» TO DO:
Select every line containing the word "this" from the material, and copy those lines.

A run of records
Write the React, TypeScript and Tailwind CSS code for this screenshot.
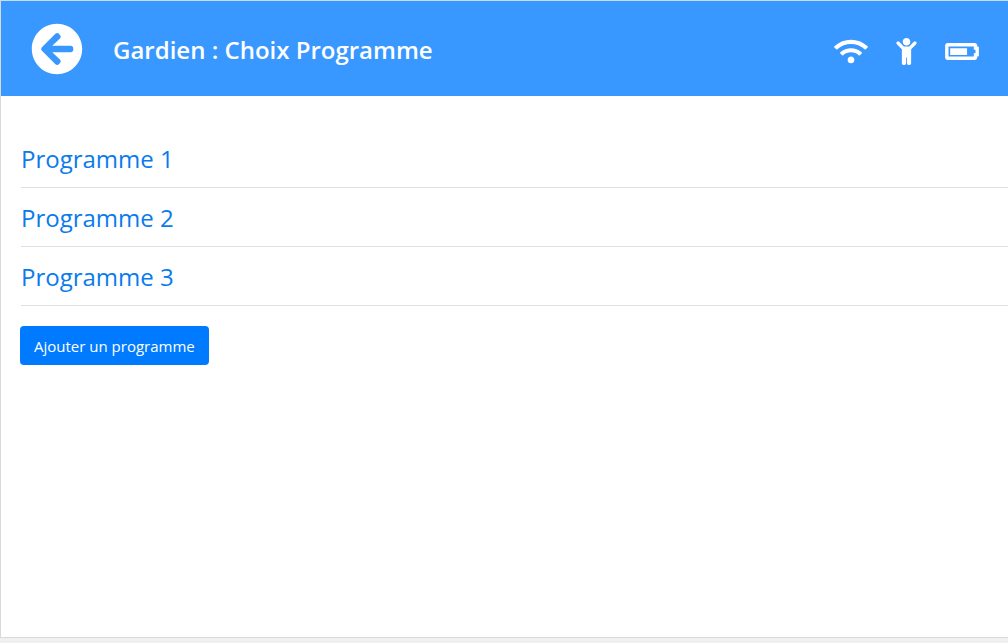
import { FaArrowCircleLeft, FaWifi, FaChild, FaBatteryThreeQuarters } from "react-icons/fa";

const programmes = ["Programme 1", "Programme 2", "Programme 3"];

export default function App() {
  return (
    <div className="flex min-h-screen flex-col bg-[#f0f0f0] pb-[5px] font-['Open_Sans','Noto_Sans',sans-serif]">
      <div className="flex-1 border-t border-b border-l border-[#d9d9d9] border-t-[#c5def5] bg-white">
        <header className="flex h-[95px] items-center bg-[#3898ff] pt-px pr-[29px] pl-[30px] text-white">
          <button type="button" aria-label="Retour">
            <FaArrowCircleLeft size={52} />
          </button>
          <h1 className="ml-[30px] flex-1 pt-0.5 text-2xl font-semibold">Gardien : Choix Programme</h1>
          <div className="flex items-center gap-7 pt-1">
            <FaWifi className="h-[27px] w-[34px]" />
            <FaChild className="h-[27px] w-[21px]" />
            <FaBatteryThreeQuarters className="h-[27px] w-[34px]" />
          </div>
        </header>
        <main className="pt-[33px] pl-[19px]">
          <ul className="ml-px">
            {programmes.map((name) => (
              <li key={name} className="flex h-[59px] items-center border-b border-[#dfdfdf] pt-0.5">
                <a href="#" className="text-2xl text-[#0a7bec]">{name}</a>
              </li>
            ))}
          </ul>
          <button type="button" className="mt-5 h-[39px] rounded bg-[#007bff] px-[14px] pt-px text-[15px] text-white">
            Ajouter un programme
          </button>
        </main>
      </div>
    </div>
  );
}
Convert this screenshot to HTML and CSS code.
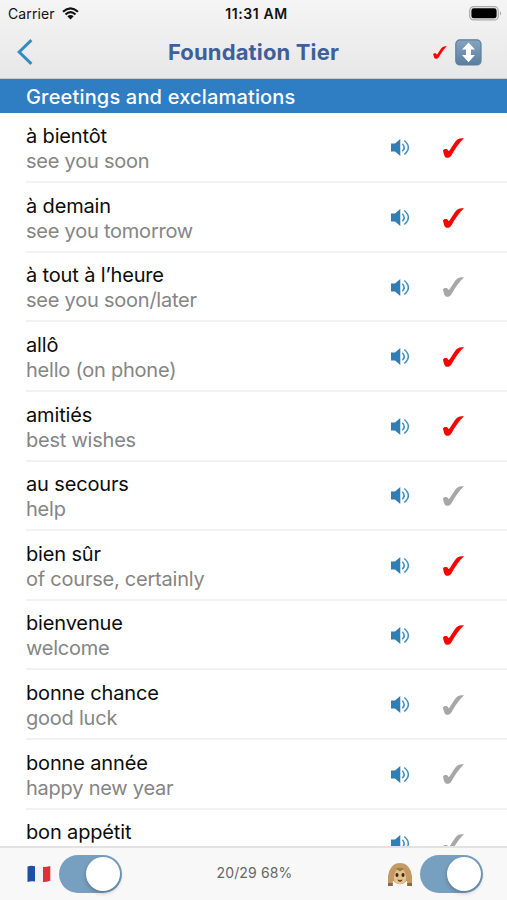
FILE: index.html
```
<!DOCTYPE html>
<html lang="en">
<head>
<meta charset="utf-8">
<title>Foundation Tier</title>
<link rel="stylesheet" href="styles.css">
</head>
<body>
<svg class="defs" aria-hidden="true">
  <defs>
    <symbol id="check" viewBox="0 0 21 20"><path d="M.1 13.200C-.3 11.200 2.200 10.700 3.600 11.100C5 11.500 5 13.200 5.900 13C6.800 12.700 10.700 5.500 13.300 2.500C15.200 .3 18 .2 21 .2C16.400 4.200 12.400 10.600 8.500 17.200C7.300 19.200 5.900 19.800 4.300 19.800C1.800 19.700 1.100 17.500 .1 13.200Z" fill="currentColor"/></symbol>
    <symbol id="speaker" viewBox="0 0 19 17"><path d="M0 4.500H4V12.500H0ZM4 4.500L9.300 0V17L4 12.500Z" fill="#2f7fb5"/><path d="M11.300 4.700Q15 8.500 11.300 12.300M13.300 1.500Q21.400 8.500 13.300 15.500" fill="none" stroke="#4293c4" stroke-width="1.600"/></symbol>
  </defs>
</svg>
<div class="screen">
  <header class="top">
    <div class="status">
      <div class="carrier"><span>Carrier</span>
        <svg width="17" height="13" viewBox="0 0 17 13"><path d="M1 4.8Q8.5-2 16 4.8M3.5 7.5Q8.5 2.9 13.5 7.5" fill="none" stroke="#111" stroke-width="2.2"/><path d="M5.3 9.3Q8.5 6.6 11.7 9.3L8.5 12.5Z" fill="#111"/></svg>
      </div>
      <div class="clock">11:31 AM</div>
      <svg class="battery" width="33" height="15" viewBox="0 0 33 15"><rect x=".7" y=".7" width="28.6" height="13.2" rx="4" fill="#eee" stroke="#aaa" stroke-width="1.2"/><rect x="2.4" y="2.3" width="25.2" height="10" rx="2.4"/><path d="M31 5Q33 7.3 31 9.6Z" fill="#999"/></svg>
    </div>
    <div class="nav">
      <svg class="back" width="16" height="26" viewBox="0 0 16 26"><path d="M14.4 1.2L2.2 13L14.4 24.8" fill="none" stroke="#368bc1" stroke-width="3"/></svg>
      <h1>Foundation Tier</h1>
      <div class="tools">
        <svg class="on" width="14" height="13"><use href="#check"/></svg>
        <svg width="27" height="27" viewBox="0 0 27 27"><defs><linearGradient id="g" x2="0" y2="1"><stop stop-color="#86a4bf"/><stop offset="1" stop-color="#587e9f"/></linearGradient></defs><rect x=".8" y=".8" width="25.2" height="25.2" rx="4.3" fill="url(#g)" stroke="#607f9c" stroke-width="1.2"/><path d="M13.5 3.6L20 10.6H16V16H20L13.5 23.3L7 16H11V10.6H7Z" fill="#fff"/></svg>
      </div>
    </div>
  </header>
  <h2>Greetings and exclamations</h2>
  <main>
    <div class="row"><div class="words"><b>à bientôt</b><span>see you soon</span></div><svg class="speaker"><use href="#speaker"/></svg><svg class="check on"><use href="#check"/></svg></div>
    <div class="row"><div class="words"><b>à demain</b><span>see you tomorrow</span></div><svg class="speaker"><use href="#speaker"/></svg><svg class="check on"><use href="#check"/></svg></div>
    <div class="row"><div class="words"><b>à tout à l’heure</b><span>see you soon/later</span></div><svg class="speaker"><use href="#speaker"/></svg><svg class="check"><use href="#check"/></svg></div>
    <div class="row"><div class="words"><b>allô</b><span>hello (on phone)</span></div><svg class="speaker"><use href="#speaker"/></svg><svg class="check on"><use href="#check"/></svg></div>
    <div class="row"><div class="words"><b>amitiés</b><span>best wishes</span></div><svg class="speaker"><use href="#speaker"/></svg><svg class="check on"><use href="#check"/></svg></div>
    <div class="row"><div class="words"><b>au secours</b><span>help</span></div><svg class="speaker"><use href="#speaker"/></svg><svg class="check"><use href="#check"/></svg></div>
    <div class="row"><div class="words"><b>bien sûr</b><span>of course, certainly</span></div><svg class="speaker"><use href="#speaker"/></svg><svg class="check on"><use href="#check"/></svg></div>
    <div class="row"><div class="words"><b>bienvenue</b><span>welcome</span></div><svg class="speaker"><use href="#speaker"/></svg><svg class="check on"><use href="#check"/></svg></div>
    <div class="row"><div class="words"><b>bonne chance</b><span>good luck</span></div><svg class="speaker"><use href="#speaker"/></svg><svg class="check"><use href="#check"/></svg></div>
    <div class="row"><div class="words"><b>bonne année</b><span>happy new year</span></div><svg class="speaker"><use href="#speaker"/></svg><svg class="check"><use href="#check"/></svg></div>
    <div class="row"><div class="words"><b>bon appétit</b></div><svg class="speaker"><use href="#speaker"/></svg><svg class="check"><use href="#check"/></svg></div>
  </main>
  <footer>
    <svg class="flag" width="24" height="18" viewBox="0 0 24 18"><path d="M.5 1.5Q4 .3 8 1.2V16.4Q4 15.8 .5 17Z" fill="#1d4fa3"/><path d="M8 1.2Q12 2.4 16 2V17Q12 17.3 8 16.4Z" fill="#f2f2f4"/><path d="M16 2Q20 2 23.3 .9V15.8Q20 17 16 17Z" fill="#df3038"/></svg>
    <div class="switch"><i></i></div>
    <div class="score">20/29 68%</div>
    <svg class="monkey" width="26" height="25" viewBox="0 0 26 25"><path d="M2 12C3 4 8 1 13 1S23 4 24 12L20 19H6Z" fill="#c39c66"/><ellipse cx="13" cy="14" rx="8.2" ry="8.3" fill="#a5783f"/><path d="M6.500 12C6.500 7 11 7.300 13 9.500C15 7.300 19.500 7 19.500 12C19.500 14 19.500 15 19.500 17C19 21 16 22 13 22S7 21 6.500 17Z" fill="#e3c28b"/><path d="M1 24V14Q2 6 8 4Q11 4 9 9Q6 14 5.500 24ZM25 24V14Q24 6 18 4Q15 4 17 9Q20 14 20.500 24Z" fill="#c39a63"/><path d="M1 24V21H5.800V24ZM20.200 24V21H25V24Z" fill="#8c6745"/><ellipse cx="10" cy="13" rx="1.500" ry="2" fill="#38251c"/><ellipse cx="16" cy="13" rx="1.500" ry="2" fill="#38251c"/><path d="M10.500 17.500Q13 18.400 15.500 17.500Q15 19.800 13 19.800T10.500 17.500Z" fill="#773c2c"/></svg>
    <div class="switch"><i></i></div>
  </footer>
</div>
</body>
</html>
```
FILE: styles.css
```
* { box-sizing: border-box; }
body { margin: 0; font-family: Inter, "Liberation Sans", sans-serif; color: #111; background: #fff; }
svg { display: block; flex: none; }
.defs { position: absolute; width: 0; height: 0; }
.screen { width: 507px; height: 900px; display: flex; flex-direction: column; overflow: hidden; }
.top { height: 79px; flex: none; background: linear-gradient(#f5f5f5, #e7e7e7); border-bottom: 1px solid #c7c9cc; }
.status { height: 27px; display: grid; grid-template-columns: 1fr auto 1fr; align-items: center; padding: 0 5px 0 8px; }
.carrier { display: flex; gap: 7px; align-items: center; font-size: 14px; letter-spacing: .1px; }
.clock { font-size: 14px; font-weight: 600; letter-spacing: .6px; padding-left: 3px; }
.battery { justify-self: end; }
.nav { height: 50px; display: grid; grid-template-columns: 1fr auto 1fr; align-items: center; padding: 0 25px 0 17px; }
h1 { margin: 0 0 1px; padding-left: 8px; font-size: 22px; line-height: 28px; font-weight: 700; color: #3f5f9a; letter-spacing: .15px; }
.tools { display: flex; justify-content: flex-end; align-items: center; gap: 8px; }
.on { color: #fe0000; }
h2 { height: 34px; flex: none; margin: 0; padding: 0 26px; background: #2f7dc2; color: #fff; font-size: 20px; line-height: 36px; font-weight: 500; letter-spacing: .17px; }
main { flex: 1; min-height: 0; overflow: hidden; padding-top: .6px; }
.row { height: 69.62px; margin-left: 26px; padding: 1px 44px 0 0; display: flex; align-items: center; border-bottom: 2px solid #f2f2f2; }
.words { flex: 1; height: 50px; display: flex; flex-direction: column; font-size: 20px; line-height: 25px; margin-top: 2.4px; letter-spacing: -.23px; }
.words b { font-weight: 400; color: #0c0c0c; letter-spacing: -.15px; }
.words span { color: #858585; }
.speaker { width: 19px; height: 17px; margin-right: 33px; }
.check { width: 21px; height: 20px; margin-right: -1px; }
.check:not(.on) { color: #a7a7a7; }
footer { height: 54px; flex: none; display: flex; align-items: center; background: #f8f8f8; border-top: 2px solid #e2e2e2; padding: 0 24px 0 27px; }
.flag { margin-right: 8px; }
.switch { width: 63px; height: 38px; flex: none; border-radius: 19px; background: #779fbf; padding: 2px; display: flex; justify-content: flex-end; }
.switch i { width: 34px; height: 34px; border-radius: 50%; background: #fff; box-shadow: 0 2px 4px rgba(0,0,0,.25); }
.score { flex: 1; text-align: center; font-size: 14px; line-height: 16px; margin-bottom: 2px; letter-spacing: .15px; color: #666; }
.monkey { margin-right: 7px; }
```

» RESPONSE TO THE EXERCISE:
Write the React, TypeScript and Tailwind CSS code for this screenshot.
Convert this screenshot to HTML and CSS code.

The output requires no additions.